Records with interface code

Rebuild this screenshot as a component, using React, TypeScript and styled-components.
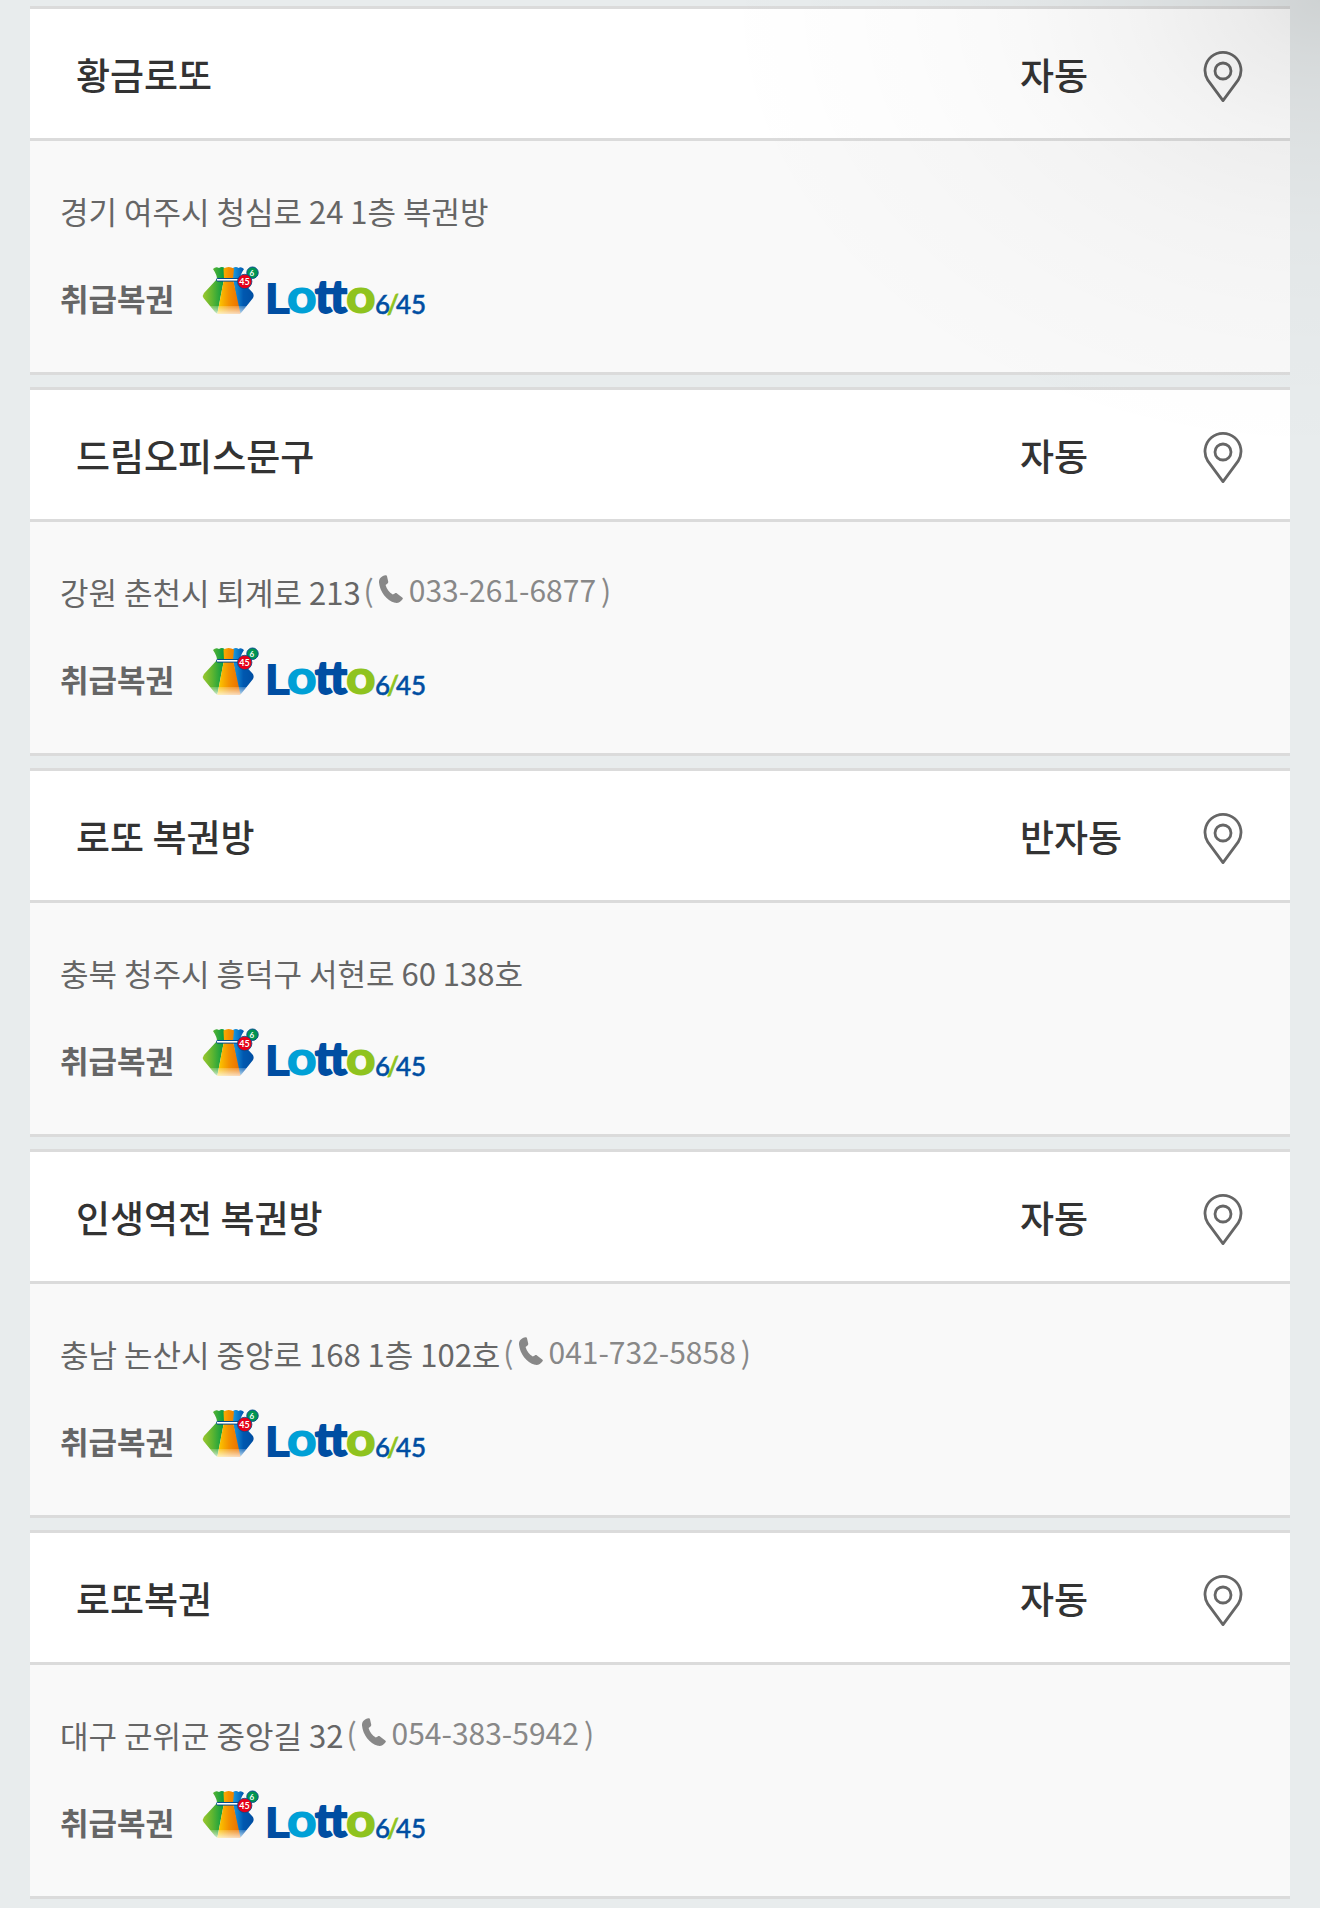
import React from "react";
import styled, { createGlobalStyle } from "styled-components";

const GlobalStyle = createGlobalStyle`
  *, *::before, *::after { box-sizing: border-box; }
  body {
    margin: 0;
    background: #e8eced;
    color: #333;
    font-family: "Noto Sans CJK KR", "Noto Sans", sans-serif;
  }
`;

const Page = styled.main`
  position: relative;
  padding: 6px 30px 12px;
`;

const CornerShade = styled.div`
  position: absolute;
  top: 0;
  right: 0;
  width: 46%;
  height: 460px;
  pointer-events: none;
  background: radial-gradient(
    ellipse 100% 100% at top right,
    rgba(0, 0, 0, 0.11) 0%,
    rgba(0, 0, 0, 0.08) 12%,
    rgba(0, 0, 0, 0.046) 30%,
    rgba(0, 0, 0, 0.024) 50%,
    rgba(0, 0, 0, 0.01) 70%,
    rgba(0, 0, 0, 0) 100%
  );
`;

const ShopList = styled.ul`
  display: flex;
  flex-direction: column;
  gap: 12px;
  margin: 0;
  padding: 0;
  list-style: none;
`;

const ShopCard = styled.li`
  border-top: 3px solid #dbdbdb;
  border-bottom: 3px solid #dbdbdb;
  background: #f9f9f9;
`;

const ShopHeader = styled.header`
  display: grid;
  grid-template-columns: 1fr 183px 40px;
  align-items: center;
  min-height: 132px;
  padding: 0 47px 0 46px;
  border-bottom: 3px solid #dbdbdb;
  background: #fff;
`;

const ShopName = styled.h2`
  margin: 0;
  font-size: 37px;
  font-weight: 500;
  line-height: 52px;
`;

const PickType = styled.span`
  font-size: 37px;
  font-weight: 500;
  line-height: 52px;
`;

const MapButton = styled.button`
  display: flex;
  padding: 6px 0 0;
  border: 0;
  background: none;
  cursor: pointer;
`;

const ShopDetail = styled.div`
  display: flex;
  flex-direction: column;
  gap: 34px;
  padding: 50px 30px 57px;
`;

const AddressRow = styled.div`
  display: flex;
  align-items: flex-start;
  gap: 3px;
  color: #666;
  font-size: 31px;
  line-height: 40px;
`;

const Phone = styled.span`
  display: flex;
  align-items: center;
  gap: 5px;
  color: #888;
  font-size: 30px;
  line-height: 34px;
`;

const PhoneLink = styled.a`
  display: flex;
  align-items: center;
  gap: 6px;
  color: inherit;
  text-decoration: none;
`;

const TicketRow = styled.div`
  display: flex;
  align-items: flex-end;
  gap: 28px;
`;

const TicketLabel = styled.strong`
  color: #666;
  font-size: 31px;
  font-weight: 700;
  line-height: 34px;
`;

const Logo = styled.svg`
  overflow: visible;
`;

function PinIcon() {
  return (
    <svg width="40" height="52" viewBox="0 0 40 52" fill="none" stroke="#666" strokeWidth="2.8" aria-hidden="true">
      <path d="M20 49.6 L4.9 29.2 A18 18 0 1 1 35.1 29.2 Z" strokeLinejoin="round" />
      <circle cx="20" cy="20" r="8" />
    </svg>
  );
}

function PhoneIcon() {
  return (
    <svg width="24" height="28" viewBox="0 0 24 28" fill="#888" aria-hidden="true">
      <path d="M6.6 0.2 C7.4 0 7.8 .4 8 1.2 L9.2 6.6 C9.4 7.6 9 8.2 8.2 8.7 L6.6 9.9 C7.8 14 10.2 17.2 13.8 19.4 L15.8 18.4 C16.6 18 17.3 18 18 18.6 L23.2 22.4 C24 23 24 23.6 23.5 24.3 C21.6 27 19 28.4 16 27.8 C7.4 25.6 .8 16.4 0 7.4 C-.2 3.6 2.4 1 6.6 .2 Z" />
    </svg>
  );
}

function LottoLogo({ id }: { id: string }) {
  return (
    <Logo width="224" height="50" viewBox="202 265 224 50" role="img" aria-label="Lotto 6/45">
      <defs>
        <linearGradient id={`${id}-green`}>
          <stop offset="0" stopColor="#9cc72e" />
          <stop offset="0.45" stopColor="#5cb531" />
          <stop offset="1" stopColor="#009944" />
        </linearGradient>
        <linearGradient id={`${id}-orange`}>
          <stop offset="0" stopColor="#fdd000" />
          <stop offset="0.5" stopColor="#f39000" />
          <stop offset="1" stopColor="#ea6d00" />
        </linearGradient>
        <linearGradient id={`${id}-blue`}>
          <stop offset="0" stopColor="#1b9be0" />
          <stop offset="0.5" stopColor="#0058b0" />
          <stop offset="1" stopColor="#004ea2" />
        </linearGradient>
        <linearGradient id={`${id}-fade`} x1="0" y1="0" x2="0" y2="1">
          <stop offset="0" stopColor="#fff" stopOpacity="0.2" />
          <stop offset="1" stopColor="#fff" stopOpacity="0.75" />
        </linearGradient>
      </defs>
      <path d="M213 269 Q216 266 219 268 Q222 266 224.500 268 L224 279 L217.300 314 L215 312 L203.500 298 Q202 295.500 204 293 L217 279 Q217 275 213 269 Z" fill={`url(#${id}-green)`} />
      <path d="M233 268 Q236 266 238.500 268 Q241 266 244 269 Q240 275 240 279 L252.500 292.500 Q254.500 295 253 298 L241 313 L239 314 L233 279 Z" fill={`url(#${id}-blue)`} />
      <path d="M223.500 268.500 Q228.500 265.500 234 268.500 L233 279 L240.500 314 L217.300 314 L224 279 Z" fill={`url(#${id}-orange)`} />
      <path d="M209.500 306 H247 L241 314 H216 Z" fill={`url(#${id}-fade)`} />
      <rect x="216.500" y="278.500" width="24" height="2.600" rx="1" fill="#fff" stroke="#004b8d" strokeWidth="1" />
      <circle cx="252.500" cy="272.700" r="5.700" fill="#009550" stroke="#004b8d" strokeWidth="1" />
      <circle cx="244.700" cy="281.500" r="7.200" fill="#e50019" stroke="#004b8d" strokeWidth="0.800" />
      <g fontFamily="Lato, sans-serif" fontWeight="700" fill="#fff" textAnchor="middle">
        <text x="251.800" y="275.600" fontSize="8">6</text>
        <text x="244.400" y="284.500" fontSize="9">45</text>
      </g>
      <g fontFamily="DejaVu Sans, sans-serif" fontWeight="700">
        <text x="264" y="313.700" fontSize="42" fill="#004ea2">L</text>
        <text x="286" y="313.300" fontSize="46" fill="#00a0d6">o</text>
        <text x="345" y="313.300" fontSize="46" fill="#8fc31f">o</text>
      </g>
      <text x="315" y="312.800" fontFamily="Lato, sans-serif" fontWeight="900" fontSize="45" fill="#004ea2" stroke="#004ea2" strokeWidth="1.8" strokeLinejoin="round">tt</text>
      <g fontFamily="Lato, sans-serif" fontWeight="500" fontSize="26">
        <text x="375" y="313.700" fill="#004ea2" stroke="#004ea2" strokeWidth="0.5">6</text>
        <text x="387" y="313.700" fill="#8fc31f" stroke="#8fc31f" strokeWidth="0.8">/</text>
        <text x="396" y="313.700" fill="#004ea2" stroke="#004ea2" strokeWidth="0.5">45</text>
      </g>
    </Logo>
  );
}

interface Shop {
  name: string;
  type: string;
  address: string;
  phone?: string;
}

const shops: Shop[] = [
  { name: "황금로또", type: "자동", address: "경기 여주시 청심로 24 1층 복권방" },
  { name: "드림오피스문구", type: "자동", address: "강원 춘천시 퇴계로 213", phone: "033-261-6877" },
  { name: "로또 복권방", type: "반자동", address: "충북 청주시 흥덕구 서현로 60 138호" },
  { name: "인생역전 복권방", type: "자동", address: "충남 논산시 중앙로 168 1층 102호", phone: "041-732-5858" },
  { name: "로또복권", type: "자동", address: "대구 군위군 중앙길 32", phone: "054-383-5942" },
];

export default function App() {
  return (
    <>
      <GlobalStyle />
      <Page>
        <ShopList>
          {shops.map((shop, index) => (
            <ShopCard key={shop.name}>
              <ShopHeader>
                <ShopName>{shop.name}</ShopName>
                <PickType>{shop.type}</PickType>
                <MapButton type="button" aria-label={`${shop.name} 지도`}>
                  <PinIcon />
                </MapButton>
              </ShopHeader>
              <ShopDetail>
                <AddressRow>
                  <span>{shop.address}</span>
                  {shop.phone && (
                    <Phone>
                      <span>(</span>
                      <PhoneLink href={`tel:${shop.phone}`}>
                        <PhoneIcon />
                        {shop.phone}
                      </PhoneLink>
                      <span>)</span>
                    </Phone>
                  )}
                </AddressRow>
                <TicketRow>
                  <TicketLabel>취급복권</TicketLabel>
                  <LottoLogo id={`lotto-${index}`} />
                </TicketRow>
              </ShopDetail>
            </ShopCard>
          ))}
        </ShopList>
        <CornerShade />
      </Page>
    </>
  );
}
--
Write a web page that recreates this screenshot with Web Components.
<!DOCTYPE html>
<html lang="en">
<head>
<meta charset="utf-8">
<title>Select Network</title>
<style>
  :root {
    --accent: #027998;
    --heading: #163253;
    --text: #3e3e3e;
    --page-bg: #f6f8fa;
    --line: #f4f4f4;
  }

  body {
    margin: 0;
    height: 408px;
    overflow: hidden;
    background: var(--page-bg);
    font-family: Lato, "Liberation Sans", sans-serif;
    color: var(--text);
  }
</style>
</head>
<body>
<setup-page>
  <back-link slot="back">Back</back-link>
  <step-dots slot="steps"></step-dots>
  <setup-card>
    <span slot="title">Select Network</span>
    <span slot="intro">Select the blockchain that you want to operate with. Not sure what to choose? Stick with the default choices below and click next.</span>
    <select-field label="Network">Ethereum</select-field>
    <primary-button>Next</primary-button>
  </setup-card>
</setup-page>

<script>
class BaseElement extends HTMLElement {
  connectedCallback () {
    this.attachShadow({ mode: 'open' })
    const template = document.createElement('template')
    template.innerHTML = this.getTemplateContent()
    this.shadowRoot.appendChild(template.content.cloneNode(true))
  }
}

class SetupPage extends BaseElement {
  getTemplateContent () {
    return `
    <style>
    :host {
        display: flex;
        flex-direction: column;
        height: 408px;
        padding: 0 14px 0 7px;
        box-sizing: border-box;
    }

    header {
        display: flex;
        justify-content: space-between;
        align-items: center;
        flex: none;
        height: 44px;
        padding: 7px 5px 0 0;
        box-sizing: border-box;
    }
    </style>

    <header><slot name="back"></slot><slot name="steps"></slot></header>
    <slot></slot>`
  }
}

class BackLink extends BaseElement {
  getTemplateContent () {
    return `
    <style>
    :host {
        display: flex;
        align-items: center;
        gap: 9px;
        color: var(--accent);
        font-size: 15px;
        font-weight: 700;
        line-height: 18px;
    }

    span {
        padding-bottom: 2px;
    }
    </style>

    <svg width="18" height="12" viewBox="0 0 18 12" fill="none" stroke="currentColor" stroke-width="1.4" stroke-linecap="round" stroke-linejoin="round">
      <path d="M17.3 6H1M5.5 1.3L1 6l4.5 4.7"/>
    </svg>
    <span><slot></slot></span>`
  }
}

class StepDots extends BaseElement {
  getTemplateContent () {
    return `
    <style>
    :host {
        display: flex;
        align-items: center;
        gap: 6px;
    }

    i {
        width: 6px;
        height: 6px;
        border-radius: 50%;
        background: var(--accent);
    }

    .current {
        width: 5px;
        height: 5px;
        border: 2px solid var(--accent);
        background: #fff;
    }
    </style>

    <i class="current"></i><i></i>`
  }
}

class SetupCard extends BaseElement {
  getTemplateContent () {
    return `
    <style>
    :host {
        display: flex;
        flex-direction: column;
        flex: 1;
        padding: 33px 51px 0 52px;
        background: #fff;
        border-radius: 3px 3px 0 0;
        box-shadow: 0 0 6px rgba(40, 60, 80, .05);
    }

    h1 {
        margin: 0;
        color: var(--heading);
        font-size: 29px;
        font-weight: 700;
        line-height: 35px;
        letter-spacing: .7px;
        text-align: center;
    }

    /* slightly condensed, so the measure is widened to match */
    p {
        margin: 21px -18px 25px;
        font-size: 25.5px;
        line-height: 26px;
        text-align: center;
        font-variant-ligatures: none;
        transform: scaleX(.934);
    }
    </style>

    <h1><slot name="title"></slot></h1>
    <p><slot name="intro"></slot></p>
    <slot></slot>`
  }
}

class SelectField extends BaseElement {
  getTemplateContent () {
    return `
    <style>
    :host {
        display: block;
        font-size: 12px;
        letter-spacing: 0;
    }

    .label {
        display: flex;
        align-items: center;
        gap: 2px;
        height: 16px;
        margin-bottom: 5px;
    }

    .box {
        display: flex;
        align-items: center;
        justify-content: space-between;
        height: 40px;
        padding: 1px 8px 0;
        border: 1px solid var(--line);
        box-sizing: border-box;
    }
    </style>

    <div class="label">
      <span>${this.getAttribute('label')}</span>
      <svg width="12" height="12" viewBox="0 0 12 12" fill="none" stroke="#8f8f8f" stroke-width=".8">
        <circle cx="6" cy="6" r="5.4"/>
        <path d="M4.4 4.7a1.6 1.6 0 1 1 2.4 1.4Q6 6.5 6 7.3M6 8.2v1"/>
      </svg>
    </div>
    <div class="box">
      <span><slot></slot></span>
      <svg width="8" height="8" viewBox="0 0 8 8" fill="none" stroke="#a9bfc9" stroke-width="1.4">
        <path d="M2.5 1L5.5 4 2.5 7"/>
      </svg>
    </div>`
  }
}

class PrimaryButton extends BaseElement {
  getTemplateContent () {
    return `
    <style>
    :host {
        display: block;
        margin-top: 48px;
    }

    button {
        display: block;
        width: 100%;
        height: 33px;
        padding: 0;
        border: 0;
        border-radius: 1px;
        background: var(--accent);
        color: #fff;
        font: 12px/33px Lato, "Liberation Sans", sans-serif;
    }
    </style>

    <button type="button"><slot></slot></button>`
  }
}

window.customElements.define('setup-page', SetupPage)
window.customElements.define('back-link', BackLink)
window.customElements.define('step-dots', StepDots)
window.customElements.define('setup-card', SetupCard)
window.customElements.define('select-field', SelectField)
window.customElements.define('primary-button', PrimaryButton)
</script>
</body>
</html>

**Directions**
In the listing above, locate each line with "screenshot" and copy it.

**Exercise result**
Rebuild this screenshot as a component, using React, TypeScript and styled-components.
Write a web page that recreates this screenshot with Web Components.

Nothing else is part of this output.